El superviviente de oro
Un especialista en pillar a contrapié a sus rivales y a la propia cultura de su deporte
Óscar Freire (Torrelavega, Cantabria; 1976) era un hombre despistado. Era su fama. Se olvidaba del pasaporte y se acordaba cuando estaba en el aeropuerto facturando; se olvidaba de las zapatillas de correr; del dorsal; se perdía, como en Lisboa dos días antes de ganar su segundo título, cuando salía a entrenarse con sus compañeros y tenía que volver al hotel en taxi. Decían, y él no perdía tiempo en desmentirlo, que aquélla, la del despiste, la ingenuidad, la capacidad para crearse su mundo y vivir en él, era su verdadera fuerza. Que cuantos más episodios de olvido sufriera mejor correría. Era un mito simpático que no le hacía daño. Un mito que ayer ya nadie recordaba. Freire, un español menudo, 64 kilos, y con condiciones increíbles para su trabajo, ya no necesita anécdotas más o menos inventadas para tener una historia, lo que no impide que sea, quizás, el ciclista más atípico de la élite.

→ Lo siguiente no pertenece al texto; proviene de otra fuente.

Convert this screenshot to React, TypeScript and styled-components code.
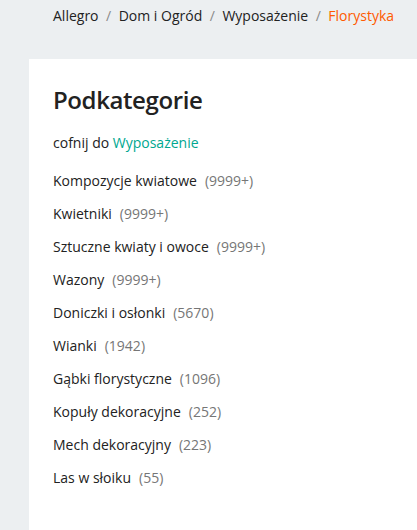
import React from 'react';
import styled, { createGlobalStyle } from 'styled-components';

const GlobalStyle = createGlobalStyle`
  html, body {
    margin : 0;
    padding : 0;
    background : #eceff1;
  }
  body {
    font-family : "Open Sans", "Liberation Sans", sans-serif;
    color : #222;
    overflow : hidden;
  }
`

const Page = styled.div`
  width : 417px;
  height : 530px;
  display : flex;
  flex-direction : column;
`

const Breadcrumbs = styled.nav`
  display : flex;
  align-items : center;
  height : 30px;
  padding : 0 0 0 53px;
  font-size : 14px;
  white-space : nowrap;
`

const Crumb = styled.a`
  color : ${(props : {active? : boolean}) => props.active ? '#ff5a00' : '#222'};
  text-decoration : none;
`

const Sep = styled.span`
  color : #8a8a8a;
  margin : 0 7.5px;
`

const Panel = styled.section`
  flex-grow : 1;
  margin : 29px 0 0 29px;
  background : #fff;
  padding : 25px 0 0 24px;
`

const Title = styled.h2`
  margin : 0;
  font-size : 24px;
  font-weight : 600;
  letter-spacing : -0.4px;
  line-height : 32px;
  color : #222;
`

const Back = styled.div`
  margin-top : 17px;
  font-size : 14px;
  line-height : 20px;
`

const BackLink = styled.a`
  color : #00a790;
  text-decoration : none;
`

const List = styled.ul`
  list-style : none;
  margin : 18px 0 0;
  padding : 0;
  display : flex;
  flex-direction : column;
  gap : 13px;
`

const Item = styled.li`
  font-size : 14px;
  line-height : 20px;
  white-space : nowrap;
`

const Count = styled.span`
  color : #767676;
  margin-left : 8px;
`

const crumbs = ['Allegro', 'Dom i Ogród', 'Wyposażenie', 'Florystyka'];

const categories : [string, string][] = [
  ['Kompozycje kwiatowe', '9999+'],
  ['Kwietniki', '9999+'],
  ['Sztuczne kwiaty i owoce', '9999+'],
  ['Wazony', '9999+'],
  ['Doniczki i osłonki', '5670'],
  ['Wianki', '1942'],
  ['Gąbki florystyczne', '1096'],
  ['Kopuły dekoracyjne', '252'],
  ['Mech dekoracyjny', '223'],
  ['Las w słoiku', '55'],
];

const App = () => {
  return (
    <>
      <GlobalStyle />
      <Page>
        <Breadcrumbs>
          {crumbs.map((c, index) => (
            <React.Fragment key={c}>
              {index > 0 && <Sep>/</Sep>}
              <Crumb active={index === crumbs.length - 1}>{c}</Crumb>
            </React.Fragment>
          ))}
        </Breadcrumbs>
        <Panel>
          <Title>Podkategorie</Title>
          <Back>cofnij do <BackLink>Wyposażenie</BackLink></Back>
          <List>
            {categories.map(([name, count]) => (
              <Item key={name}>
                {name}<Count>({count})</Count>
              </Item>
            ))}
          </List>
        </Panel>
      </Page>
    </>
  )
}

export default App;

Posee una fuerza mental única, su 'nube', y una gran capacidad para coger rápido la forma
Pese a ser un sprinter, al que debería medirse más por las victorias que por la categoría, la calidad o el modo de conseguirlas, Freire nunca ha querido entrar en competencias desenfrenadas con otros colegas, tipo Petacchi o Cipollini, para acumular más números. Lo suyo es la calidad. En 1999, para sorpresa general, ganó el Mundial de Verona. A los 23 años. Un triunfo que para muchos es la culminación de una carrera para él era el segundo de su carrera, que se resumía en el modesto de la Vuelta a Castilla y León del 98. Freire es un maestro en el arte de pillar a todos a contrapié. También, a él mismo.
Llegó a su primer equipo, el Vitalicio de Javier Minguez, porque el director vallisoletano, que había acudido a fichar a Pedro Horrillo, le vio ese día ganar el trofeo Balenciaga como amateur. Después de dos años de lesiones y desencuentros y de ganar su primer título, decidió que su carrera no podría ser la de cualquier español en un equipo español, asfixiado por las Vueltas, el amor desmedido por la montaña, el desprecio cultural hacia las clásicas..., y emigró. Se fue al Mapei, la superescuadra del momento, la de Bettini, Museeuw, Bartoli, Tafi... Se podría temer por su supervivencia. Pero resistió pese a que una insidiosa lesión en la espalda, un dolor para el que no encontraba cura, le tuvo meses parado o rindiendo por debajo de lo que quería. Resistió porque, aparte de una fuerza mental única, lo que la gente llama "su nube", posee una cualidad física que todos resaltan: una entrenabilidad prodigiosa; lo que otros llaman clase: una gran capacidad para, entrenándose poco, ser capaz de coger la forma máxima en poco tiempo. Y así, pese a los parones, las lesiones, la poca competición, fue capaz de ganar a Bettini en Lisboa 2001. Después, cuando cerró el Mapei, cuando quedó fuera del Mundial de Zolder, el de Cipollini, porque le rompieron un radio de la bicicleta; cuando parecía que su pasado pesaría más que su futuro, rechazó volver a España y se fue a Holanda, al Rabobank, alejado de él en todos los sentidos. Ni entendía apenas el inglés y mucho menos el holandés ni la rígida moral calvinista de sus compañeros, trabajadores esforzados a diario. Con ellos su palmarés tampoco se multiplicó el primer año, 2003. Con ellos, sin embargo, este 2004, iniciado con un fabuloso triunfo, por delante de Zabel, en la Milán-San Remo cerrando una deuda del ciclismo español de 45 años, parecía que iba a ser definitivo. Con ellos, sin embargo, también una lesión complicada estuvo a punto de echarlo todo a perder.
Ayer aún corrió Freire con un sillín recortado a mano, rebajadas las zonas de mayor fricción con su entrepierna, con unos molestos forúnculos. Las molestias le hicieron perderse el Tour, una caída le hizo volver de vacío de los Juegos Olímpicos... El año llevaba camino de la frustración. Una victoria de etapa en la Vuelta, un día sin Petacchi, le hizo renacer. Ayer llegó de nuevo su nube, un lugar de donde sólo le bajaron las lágrimas de su madre, Raquel: "Es el primer Mundial al que vengo. No fui a Lisboa porque entonces enfermó y murió mi madre, la abuela de Óscar. Y ahora sólo me acuerdo de ella".